Pick out the lines below with "produces" and list them.

Record excerpts
"""

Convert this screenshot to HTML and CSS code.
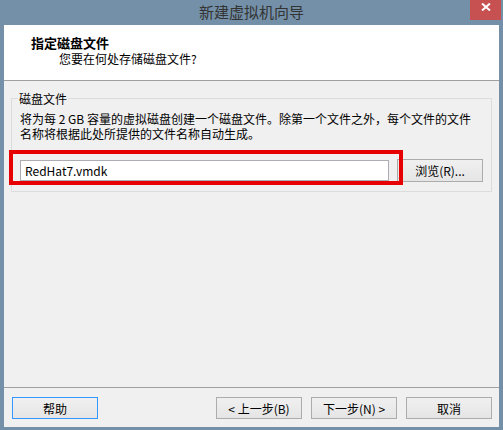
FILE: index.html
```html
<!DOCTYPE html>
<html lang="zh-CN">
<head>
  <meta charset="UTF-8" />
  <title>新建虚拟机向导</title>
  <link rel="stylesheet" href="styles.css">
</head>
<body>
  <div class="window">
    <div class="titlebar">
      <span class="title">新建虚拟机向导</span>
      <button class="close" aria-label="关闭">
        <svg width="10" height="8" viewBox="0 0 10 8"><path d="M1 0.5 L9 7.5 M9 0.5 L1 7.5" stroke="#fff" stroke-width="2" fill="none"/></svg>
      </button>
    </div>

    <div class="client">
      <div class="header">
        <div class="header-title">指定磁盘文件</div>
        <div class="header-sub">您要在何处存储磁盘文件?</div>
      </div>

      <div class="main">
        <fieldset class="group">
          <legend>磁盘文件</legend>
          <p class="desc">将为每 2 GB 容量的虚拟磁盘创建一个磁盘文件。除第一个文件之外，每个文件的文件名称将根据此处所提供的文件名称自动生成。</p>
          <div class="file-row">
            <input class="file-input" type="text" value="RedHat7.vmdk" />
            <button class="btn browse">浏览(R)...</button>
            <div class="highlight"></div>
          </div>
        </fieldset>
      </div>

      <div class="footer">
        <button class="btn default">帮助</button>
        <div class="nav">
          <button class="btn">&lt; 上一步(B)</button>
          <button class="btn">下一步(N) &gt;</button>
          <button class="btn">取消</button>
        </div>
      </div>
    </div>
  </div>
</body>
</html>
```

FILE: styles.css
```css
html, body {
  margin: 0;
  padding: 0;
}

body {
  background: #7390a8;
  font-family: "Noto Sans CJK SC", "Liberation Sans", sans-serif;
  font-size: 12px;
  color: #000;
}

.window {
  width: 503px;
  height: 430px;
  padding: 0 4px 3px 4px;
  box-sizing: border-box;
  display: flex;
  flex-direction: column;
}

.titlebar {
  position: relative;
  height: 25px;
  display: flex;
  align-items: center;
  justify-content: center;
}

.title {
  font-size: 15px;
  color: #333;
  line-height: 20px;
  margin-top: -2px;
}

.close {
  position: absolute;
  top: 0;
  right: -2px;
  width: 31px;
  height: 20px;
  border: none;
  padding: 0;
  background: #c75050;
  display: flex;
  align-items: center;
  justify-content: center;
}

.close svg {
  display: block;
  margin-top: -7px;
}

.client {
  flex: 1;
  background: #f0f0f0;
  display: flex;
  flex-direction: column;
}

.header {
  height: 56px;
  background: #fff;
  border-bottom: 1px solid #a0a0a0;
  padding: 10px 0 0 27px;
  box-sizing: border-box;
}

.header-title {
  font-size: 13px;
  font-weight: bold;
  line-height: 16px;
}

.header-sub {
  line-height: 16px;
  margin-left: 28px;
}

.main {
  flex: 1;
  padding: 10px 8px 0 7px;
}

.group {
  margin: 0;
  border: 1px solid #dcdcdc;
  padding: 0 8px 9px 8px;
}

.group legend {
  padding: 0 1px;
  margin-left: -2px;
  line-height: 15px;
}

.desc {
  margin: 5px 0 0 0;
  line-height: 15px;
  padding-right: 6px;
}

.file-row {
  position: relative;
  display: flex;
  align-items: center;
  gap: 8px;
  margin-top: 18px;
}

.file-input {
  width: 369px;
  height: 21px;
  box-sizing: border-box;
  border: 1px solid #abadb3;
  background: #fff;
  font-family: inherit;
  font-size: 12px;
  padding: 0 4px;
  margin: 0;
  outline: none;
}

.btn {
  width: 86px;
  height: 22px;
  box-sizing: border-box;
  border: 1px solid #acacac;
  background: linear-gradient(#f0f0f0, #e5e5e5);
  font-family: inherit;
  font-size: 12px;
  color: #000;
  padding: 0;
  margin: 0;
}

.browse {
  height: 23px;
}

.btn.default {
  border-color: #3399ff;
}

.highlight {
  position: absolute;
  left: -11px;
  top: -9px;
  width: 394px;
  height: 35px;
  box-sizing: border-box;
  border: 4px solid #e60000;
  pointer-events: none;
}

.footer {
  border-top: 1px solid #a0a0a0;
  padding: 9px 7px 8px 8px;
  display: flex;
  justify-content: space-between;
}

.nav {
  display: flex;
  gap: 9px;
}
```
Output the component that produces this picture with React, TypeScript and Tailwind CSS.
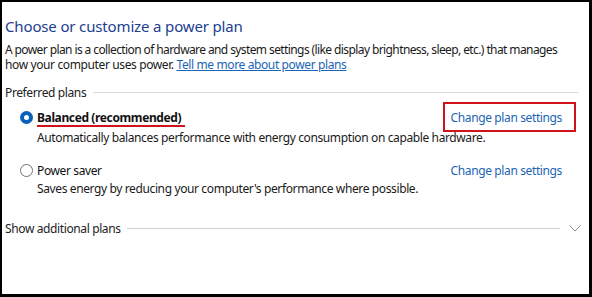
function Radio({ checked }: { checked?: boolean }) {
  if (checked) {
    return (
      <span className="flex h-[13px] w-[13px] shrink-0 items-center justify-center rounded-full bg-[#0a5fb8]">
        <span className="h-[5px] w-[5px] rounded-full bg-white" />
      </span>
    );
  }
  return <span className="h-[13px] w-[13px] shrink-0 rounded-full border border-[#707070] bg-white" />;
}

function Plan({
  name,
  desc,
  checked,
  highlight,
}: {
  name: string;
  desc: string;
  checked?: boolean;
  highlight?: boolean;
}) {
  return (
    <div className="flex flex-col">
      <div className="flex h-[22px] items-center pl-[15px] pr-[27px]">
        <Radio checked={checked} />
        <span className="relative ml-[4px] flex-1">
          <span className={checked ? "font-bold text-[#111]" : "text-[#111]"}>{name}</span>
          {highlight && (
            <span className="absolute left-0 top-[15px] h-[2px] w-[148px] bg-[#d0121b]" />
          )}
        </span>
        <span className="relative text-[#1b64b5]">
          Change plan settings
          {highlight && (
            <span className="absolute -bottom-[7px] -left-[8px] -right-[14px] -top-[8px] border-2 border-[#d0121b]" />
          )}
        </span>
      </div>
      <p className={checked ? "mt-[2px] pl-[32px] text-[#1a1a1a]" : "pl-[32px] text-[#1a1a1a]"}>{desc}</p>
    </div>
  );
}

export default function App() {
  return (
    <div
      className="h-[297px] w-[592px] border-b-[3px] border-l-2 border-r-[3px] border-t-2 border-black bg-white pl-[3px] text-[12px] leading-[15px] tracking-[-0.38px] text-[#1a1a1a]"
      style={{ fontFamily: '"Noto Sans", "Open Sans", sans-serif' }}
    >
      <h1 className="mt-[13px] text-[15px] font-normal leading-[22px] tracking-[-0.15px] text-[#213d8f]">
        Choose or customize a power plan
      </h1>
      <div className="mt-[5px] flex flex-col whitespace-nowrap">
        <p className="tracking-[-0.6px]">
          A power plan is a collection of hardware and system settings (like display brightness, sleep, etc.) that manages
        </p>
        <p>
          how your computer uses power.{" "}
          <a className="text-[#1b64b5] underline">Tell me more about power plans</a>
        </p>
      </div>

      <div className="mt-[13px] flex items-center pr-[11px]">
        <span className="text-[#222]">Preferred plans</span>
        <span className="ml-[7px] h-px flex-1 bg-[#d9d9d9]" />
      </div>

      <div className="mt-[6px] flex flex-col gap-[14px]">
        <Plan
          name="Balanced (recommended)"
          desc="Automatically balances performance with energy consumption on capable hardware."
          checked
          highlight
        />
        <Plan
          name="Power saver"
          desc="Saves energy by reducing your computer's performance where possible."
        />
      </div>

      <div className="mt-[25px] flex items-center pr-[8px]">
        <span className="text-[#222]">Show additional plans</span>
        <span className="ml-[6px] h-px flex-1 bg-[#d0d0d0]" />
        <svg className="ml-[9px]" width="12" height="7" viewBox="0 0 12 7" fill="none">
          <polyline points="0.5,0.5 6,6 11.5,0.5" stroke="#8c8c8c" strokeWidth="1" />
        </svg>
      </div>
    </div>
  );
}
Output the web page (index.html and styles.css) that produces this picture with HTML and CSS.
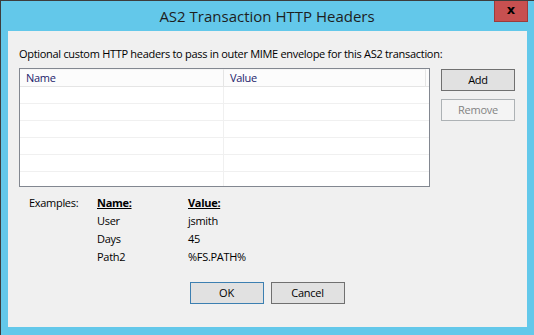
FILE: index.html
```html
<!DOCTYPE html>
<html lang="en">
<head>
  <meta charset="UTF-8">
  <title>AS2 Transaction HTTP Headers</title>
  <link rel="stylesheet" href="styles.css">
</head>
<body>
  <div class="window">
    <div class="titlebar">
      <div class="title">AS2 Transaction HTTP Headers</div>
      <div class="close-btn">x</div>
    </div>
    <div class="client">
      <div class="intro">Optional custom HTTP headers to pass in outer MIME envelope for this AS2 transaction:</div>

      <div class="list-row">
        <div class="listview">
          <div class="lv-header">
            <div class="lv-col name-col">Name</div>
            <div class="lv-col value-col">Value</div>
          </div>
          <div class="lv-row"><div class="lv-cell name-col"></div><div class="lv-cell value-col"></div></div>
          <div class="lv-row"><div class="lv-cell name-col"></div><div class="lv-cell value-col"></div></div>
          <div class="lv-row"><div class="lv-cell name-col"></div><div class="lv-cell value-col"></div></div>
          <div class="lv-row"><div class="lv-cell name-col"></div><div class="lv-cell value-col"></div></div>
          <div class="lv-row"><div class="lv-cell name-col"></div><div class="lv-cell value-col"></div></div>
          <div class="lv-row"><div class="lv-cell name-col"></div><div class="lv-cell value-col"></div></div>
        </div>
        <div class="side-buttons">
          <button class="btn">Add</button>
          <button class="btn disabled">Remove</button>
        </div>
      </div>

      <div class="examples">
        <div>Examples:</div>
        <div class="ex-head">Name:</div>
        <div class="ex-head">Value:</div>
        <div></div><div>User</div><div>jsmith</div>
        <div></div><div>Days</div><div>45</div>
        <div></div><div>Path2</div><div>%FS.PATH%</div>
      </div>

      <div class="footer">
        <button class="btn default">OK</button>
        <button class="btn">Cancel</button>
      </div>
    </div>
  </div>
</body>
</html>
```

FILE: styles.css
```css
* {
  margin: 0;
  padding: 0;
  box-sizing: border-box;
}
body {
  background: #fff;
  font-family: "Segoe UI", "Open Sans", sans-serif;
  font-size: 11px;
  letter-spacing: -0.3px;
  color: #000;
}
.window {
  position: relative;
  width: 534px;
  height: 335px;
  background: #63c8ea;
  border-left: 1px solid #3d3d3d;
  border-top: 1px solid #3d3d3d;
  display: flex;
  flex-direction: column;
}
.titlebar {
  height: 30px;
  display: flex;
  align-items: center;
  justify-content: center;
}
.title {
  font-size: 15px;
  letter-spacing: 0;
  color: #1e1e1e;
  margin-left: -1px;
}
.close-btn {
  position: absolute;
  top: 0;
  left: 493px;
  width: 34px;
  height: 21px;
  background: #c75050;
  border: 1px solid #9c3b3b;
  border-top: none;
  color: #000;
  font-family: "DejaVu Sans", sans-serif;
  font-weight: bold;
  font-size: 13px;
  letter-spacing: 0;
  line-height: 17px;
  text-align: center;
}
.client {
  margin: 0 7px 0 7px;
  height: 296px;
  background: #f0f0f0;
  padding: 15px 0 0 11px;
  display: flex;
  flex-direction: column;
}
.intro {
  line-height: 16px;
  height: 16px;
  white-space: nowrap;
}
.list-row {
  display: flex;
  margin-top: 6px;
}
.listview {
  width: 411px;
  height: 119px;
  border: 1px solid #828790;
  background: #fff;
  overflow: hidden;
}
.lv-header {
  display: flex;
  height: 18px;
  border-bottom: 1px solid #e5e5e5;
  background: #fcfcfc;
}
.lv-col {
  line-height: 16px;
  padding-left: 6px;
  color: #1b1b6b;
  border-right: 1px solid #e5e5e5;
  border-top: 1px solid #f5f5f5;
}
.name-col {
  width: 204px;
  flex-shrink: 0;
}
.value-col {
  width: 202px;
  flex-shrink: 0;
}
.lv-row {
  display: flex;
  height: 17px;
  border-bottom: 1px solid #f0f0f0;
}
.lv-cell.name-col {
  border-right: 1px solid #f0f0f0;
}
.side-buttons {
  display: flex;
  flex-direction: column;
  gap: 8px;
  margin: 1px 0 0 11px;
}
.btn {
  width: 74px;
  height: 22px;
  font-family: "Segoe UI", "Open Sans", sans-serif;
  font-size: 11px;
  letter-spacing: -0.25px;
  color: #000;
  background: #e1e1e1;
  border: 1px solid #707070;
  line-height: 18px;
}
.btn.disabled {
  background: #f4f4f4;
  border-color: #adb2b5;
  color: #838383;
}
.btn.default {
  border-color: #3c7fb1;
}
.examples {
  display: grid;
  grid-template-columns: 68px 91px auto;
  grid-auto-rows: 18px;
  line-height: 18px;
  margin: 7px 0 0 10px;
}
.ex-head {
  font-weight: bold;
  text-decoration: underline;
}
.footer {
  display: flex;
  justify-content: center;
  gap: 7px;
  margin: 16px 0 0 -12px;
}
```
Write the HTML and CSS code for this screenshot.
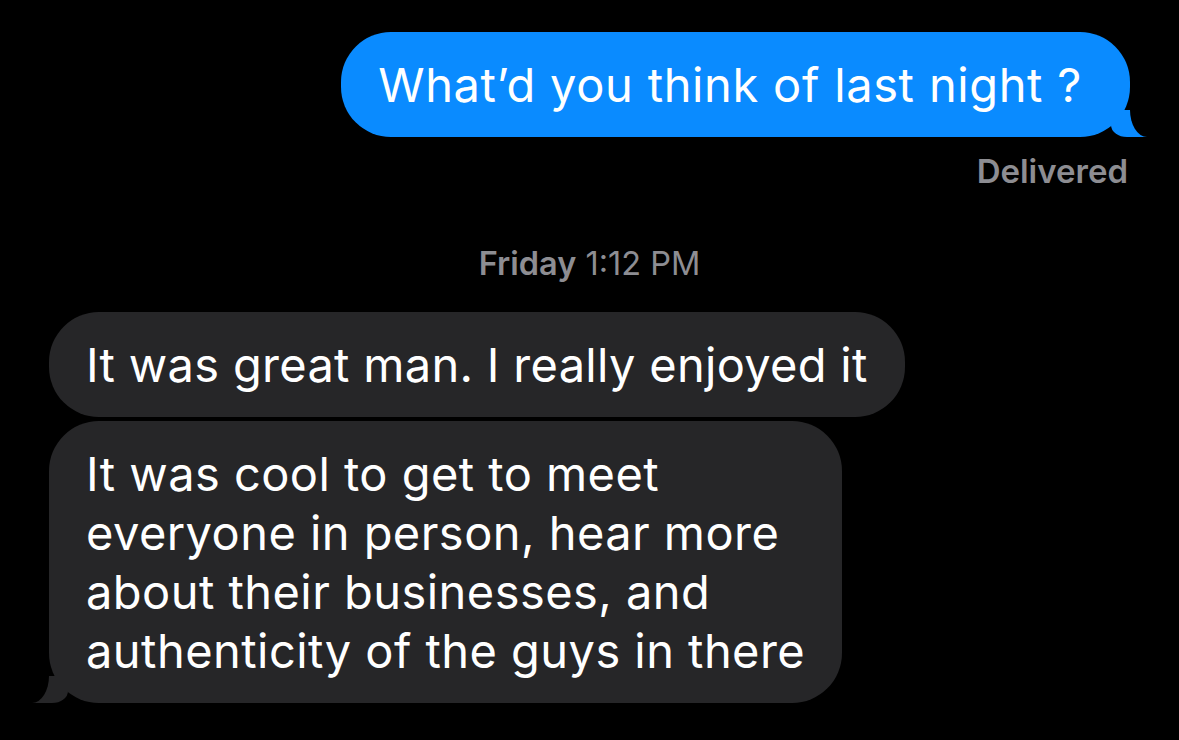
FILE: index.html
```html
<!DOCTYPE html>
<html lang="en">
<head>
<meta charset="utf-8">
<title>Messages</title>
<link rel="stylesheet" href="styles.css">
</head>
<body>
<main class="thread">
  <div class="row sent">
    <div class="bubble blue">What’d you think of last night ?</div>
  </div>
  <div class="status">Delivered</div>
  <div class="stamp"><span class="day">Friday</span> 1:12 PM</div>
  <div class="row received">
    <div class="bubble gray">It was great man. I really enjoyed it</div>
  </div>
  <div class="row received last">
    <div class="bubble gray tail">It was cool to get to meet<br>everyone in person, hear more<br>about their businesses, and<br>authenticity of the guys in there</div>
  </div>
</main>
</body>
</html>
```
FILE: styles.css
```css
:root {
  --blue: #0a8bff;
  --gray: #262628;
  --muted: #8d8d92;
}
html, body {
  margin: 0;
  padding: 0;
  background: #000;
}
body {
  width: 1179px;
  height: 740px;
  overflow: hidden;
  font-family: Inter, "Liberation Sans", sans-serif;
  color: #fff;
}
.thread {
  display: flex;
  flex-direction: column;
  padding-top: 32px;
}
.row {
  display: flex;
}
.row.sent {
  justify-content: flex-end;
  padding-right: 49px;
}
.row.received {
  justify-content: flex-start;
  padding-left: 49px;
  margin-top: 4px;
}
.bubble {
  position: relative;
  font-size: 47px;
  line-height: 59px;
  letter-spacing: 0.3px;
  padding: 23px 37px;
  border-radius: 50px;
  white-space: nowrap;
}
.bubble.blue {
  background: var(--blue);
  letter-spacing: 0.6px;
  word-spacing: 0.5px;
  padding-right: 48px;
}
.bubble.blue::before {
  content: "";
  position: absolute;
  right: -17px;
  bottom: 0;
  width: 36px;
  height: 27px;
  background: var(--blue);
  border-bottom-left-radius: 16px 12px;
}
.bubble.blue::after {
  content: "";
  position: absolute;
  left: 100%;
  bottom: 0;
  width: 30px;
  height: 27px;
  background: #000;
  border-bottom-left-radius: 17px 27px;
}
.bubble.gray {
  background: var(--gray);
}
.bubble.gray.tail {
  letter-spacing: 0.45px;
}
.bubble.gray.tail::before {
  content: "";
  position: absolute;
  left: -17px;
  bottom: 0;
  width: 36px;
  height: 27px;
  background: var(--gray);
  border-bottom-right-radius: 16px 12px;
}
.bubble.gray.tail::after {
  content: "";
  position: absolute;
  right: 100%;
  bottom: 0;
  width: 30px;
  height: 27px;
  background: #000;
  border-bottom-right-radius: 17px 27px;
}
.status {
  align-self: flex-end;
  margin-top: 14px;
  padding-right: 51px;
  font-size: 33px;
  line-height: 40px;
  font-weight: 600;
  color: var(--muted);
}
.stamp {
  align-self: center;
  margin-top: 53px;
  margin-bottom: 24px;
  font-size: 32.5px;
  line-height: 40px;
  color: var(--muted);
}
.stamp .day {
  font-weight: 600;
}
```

"""

Solution
Output the component that produces this picture with React, TypeScript and Tailwind CSS.
Output the web page (index.html and styles.css) that produces this picture with HTML and CSS.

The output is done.